Review – Final Destination 5
– by Julia Brown
Attending the advanced screening of Final Destination 5 (in 3D) proved to be an eye-opening – or should I say eye-popping – experience.
The latest instalment in the Final Destination horror/thriller series, FD5 is not the best horror flick ever, but given the limits of its genre and the series itself, it doesn’t leave the audience wishing that they were dead either.
Certainly the people at the screening I attended were very appreciative of the inventive ways the film-makers contrived to kill off each character. In fact, after almost all of the in-your-face-3D kills, there was fairly loud applause. This level of appreciation for creative screen-deaths was both disconcerting and fascinating to a non-fan-girl like me, but it does illustrate how well the writers (which included Eric Heisser, who also wrote last year’s Nightmare on Elm Street) and the director Steven Quale (who served as James Cameron’s right-hand man on Avatar) know their audience, and what that audience really wants to see; namely, a big, bloody mess, but also an innovative bloody mess, naturally.

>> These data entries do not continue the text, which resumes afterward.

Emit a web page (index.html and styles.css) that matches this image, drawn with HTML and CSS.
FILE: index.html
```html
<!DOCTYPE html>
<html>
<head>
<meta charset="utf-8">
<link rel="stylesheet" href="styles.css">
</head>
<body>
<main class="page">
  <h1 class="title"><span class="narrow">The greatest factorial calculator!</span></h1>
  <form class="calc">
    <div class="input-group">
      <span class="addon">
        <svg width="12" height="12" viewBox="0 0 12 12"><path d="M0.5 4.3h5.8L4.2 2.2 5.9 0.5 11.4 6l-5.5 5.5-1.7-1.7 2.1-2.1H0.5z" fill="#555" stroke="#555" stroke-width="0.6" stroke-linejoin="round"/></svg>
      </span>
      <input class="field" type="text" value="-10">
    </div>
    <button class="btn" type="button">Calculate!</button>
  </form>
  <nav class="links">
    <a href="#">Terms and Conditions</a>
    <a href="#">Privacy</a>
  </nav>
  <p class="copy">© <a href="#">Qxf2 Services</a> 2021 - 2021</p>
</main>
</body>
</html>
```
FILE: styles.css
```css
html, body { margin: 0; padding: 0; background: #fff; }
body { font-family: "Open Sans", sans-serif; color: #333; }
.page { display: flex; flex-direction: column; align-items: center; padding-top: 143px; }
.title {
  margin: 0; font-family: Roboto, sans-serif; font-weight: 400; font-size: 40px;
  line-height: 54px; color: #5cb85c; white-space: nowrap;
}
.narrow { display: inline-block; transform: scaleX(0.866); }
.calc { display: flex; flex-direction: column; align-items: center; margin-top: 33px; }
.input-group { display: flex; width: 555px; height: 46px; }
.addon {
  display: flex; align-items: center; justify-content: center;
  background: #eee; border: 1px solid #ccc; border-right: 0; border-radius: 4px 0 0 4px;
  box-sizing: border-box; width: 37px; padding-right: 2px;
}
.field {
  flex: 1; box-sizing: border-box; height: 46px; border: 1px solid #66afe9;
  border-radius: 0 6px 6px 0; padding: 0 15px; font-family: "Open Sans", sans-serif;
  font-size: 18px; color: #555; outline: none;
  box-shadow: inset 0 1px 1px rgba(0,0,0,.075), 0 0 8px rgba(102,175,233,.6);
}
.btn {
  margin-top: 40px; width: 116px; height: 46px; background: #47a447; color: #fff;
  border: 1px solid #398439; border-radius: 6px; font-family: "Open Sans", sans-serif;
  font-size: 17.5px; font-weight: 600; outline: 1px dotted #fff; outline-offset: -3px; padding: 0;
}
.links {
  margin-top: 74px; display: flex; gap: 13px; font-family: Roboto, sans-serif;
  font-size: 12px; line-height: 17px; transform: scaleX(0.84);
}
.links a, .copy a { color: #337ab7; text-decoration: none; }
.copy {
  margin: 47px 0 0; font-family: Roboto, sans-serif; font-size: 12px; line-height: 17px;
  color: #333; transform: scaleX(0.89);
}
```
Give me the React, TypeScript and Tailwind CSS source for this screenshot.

There’s really not a lot to say about the movie, plot-wise, since it follows a similar formula to all of the movies that came before it – that is, the main character gets a (highly vivid) premonition about an impending disaster that is set to kill lots of people, but because of said vision, the visionary manages to save themselves plus a few other “lucky ones” from dying in an inevitably horrid sort of way. The catch being that, as the series’ only recurring character (played with creepy perfection by Tony Todd) likes to say, “Death doesn’t like being cheated.” All of the characters’ numbers are literally up, and Death will find a way to get them, come hell or high-water (or hooks, or fire, or even acupuncture needles).
The only alteration to the formula in FD5 is that some lip-service is paid towards the idea that if those who are fated to die can manage to kill someone else before they die, then Death will give them a pass. But that idea never really gets explored properly, so in the end, it’s the essentially the same movie the producers have been making since 2000, when the first Final Destination came out.
The only creativity comes via the ways in which the main characters die. The opening sequence, involving what Vancouverites will recognize as Lion’s Gate Bridge, is pretty jaw-dropping in terms of the special effects and the choreography (if one can call it that) of deaths. These are gory to be sure, but the way each character meets their maker also occurs in-sequence, like a kind of macabre ballet.
The character development is quite good for a movie of this kind, in the sense that you almost actually care when certain characters bite the biscuit. And the black humour-laced dialogue is on-point most of the time – the number of laughs generated throughout the film at my screening was quite high, especially considering the film is not really meant to be a comedy per se. Not that it is as camp as some of its predecessors, but the dialogue will certainly make you laugh, albeit a bit nervously. Plus, the ending includes a few clever references to the first film, which is always great for the more in-the-know audience members.
If watching people die in interesting ways on-screen is your bag of chips, you won’t be disappointed by Final Destination 5 (3D). However, if you have never bothered to see any of the previous films, chances are you will happily live the rest of your (hopefully long) life never seeing this one.